We have recently come back from france it is very dog friendly when we wanted to visit places that did not take dogs we left them in the motorhome top vents open and closed the curtains all round,try to park in the shade if sunny.What we did was sit in the motorhome for about ten minuets and if it felt like it was getting to hot then we did not leave them!We where over there september to november but even then some days it was to hot to leave them.We are going again april through till june


----------



## nukeadmin (Oct 10, 2003)

Hi Lizzybeth

as motorhomes exterior design is much more insulated than a car, plus their isnt such a huge expanse of sunlight enhancing glass it does leave scope for leaving your pet for a few hours to go sightsee.

It all depends on your own comfort levels i would say, obviously park in the shade if possible, depending on the area you are in it may be possible to leave a skylight open a bit for ventilation but be aware of security aspects of this, also if you have AC perhaps leave this running (dependant upon battery drain etc and length of departure)

if you have sunshades or curtains then if it is sunny then put these down as well

And finally it also depends obviously on the ambient temperature. If its absolutely steaming hot outside then you will know how hot it gets inside your motorhome as different models vary enormously and then you can use common sense to ascertain firstly whether its ok to leave your pooch and secondly for how long 

Julie and I did a lot of sightseeing whilst travelling around Europe some with, and some without our Labrador Bradley (If it was non dog friendly), he must be one of the most travelled/worldy wise labs around


----------



## 95659 (Jul 6, 2005)

Well done Lizzybeth, I have been hoping to ask something on this subject too - can Nuke, Helen B or any of the other experienced motorhoming Dog Owners advise if Silver screens help with keeping the heat out and if a small fan, which could be accommodated without draining the electricity too much improves the situation for a dog.

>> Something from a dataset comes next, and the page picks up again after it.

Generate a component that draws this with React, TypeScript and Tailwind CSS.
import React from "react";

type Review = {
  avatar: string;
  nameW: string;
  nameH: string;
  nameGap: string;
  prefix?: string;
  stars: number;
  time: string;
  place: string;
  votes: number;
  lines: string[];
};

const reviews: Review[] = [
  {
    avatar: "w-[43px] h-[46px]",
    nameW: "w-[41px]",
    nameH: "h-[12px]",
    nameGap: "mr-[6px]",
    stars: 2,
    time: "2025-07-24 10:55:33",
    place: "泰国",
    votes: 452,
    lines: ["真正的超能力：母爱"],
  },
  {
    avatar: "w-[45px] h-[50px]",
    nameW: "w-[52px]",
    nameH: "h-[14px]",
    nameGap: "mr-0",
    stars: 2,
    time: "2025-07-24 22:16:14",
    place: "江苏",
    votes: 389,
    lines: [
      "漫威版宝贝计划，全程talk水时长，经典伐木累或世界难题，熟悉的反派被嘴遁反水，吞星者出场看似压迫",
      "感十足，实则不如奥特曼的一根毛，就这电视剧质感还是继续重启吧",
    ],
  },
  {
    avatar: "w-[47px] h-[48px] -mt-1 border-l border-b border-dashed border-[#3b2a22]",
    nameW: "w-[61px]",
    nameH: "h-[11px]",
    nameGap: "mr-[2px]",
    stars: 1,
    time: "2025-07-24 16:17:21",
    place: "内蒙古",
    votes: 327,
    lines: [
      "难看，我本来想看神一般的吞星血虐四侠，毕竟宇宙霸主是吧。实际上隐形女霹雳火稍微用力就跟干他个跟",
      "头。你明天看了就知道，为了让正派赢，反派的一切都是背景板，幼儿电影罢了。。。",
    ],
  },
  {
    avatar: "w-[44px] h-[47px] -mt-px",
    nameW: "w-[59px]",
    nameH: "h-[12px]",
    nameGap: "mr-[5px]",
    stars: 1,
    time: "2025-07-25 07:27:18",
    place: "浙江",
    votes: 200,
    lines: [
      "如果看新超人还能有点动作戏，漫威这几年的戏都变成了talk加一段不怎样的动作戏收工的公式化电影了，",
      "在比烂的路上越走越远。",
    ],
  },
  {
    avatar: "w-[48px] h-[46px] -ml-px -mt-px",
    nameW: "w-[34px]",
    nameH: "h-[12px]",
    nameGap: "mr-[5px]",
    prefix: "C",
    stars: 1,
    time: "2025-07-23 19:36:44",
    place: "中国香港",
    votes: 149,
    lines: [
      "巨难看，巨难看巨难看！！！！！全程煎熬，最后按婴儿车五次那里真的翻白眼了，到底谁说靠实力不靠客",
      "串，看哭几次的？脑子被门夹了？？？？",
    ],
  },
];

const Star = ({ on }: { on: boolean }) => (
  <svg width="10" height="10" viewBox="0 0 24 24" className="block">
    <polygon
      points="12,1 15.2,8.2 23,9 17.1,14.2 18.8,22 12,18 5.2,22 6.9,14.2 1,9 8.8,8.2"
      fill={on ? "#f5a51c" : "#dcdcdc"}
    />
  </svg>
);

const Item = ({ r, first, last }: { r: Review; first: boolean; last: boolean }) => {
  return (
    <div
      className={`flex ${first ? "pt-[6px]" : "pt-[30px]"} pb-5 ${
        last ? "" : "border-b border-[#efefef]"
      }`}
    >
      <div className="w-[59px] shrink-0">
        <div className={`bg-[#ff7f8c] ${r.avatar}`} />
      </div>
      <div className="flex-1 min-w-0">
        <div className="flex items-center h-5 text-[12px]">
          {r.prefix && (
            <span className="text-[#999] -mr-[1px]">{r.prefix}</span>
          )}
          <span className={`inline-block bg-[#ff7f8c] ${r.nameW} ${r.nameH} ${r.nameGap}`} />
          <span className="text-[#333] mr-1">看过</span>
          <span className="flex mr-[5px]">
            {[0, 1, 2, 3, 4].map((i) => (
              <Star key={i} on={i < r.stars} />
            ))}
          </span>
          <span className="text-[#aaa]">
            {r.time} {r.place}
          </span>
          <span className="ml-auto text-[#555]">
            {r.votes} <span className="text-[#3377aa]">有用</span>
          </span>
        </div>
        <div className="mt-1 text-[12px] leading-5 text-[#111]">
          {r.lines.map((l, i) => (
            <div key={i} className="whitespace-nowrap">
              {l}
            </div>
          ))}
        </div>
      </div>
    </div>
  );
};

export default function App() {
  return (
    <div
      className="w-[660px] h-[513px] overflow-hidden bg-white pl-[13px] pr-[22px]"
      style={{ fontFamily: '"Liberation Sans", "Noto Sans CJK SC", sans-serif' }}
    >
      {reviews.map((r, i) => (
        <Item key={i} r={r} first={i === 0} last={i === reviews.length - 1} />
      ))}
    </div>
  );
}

I intend to do a lot of dog show trips in my van during the summer, possibly not such a challenge as trips on the continent, but still gets very hot. One of my hounds is not shown and it would be nice to leave him quietly for a few hours in the van if safe to do so. Dog Show sites are mostly wild (ie no hook ups!!) many thanks


----------



## nukeadmin (Oct 10, 2003)

one thing we found helped a lot is the small devices that you find in leclerc hypermarkets etc on the continent which is a small air cooler i.e. a fan powered off 12v cigarette lighter socket (hardly drains battery at all) and it has a water filler compartment and some mesh material that draws the water up into it and then the fan blows air through the mesh, ours also had an icebox that you put in the fridge overnight which worked very well


----------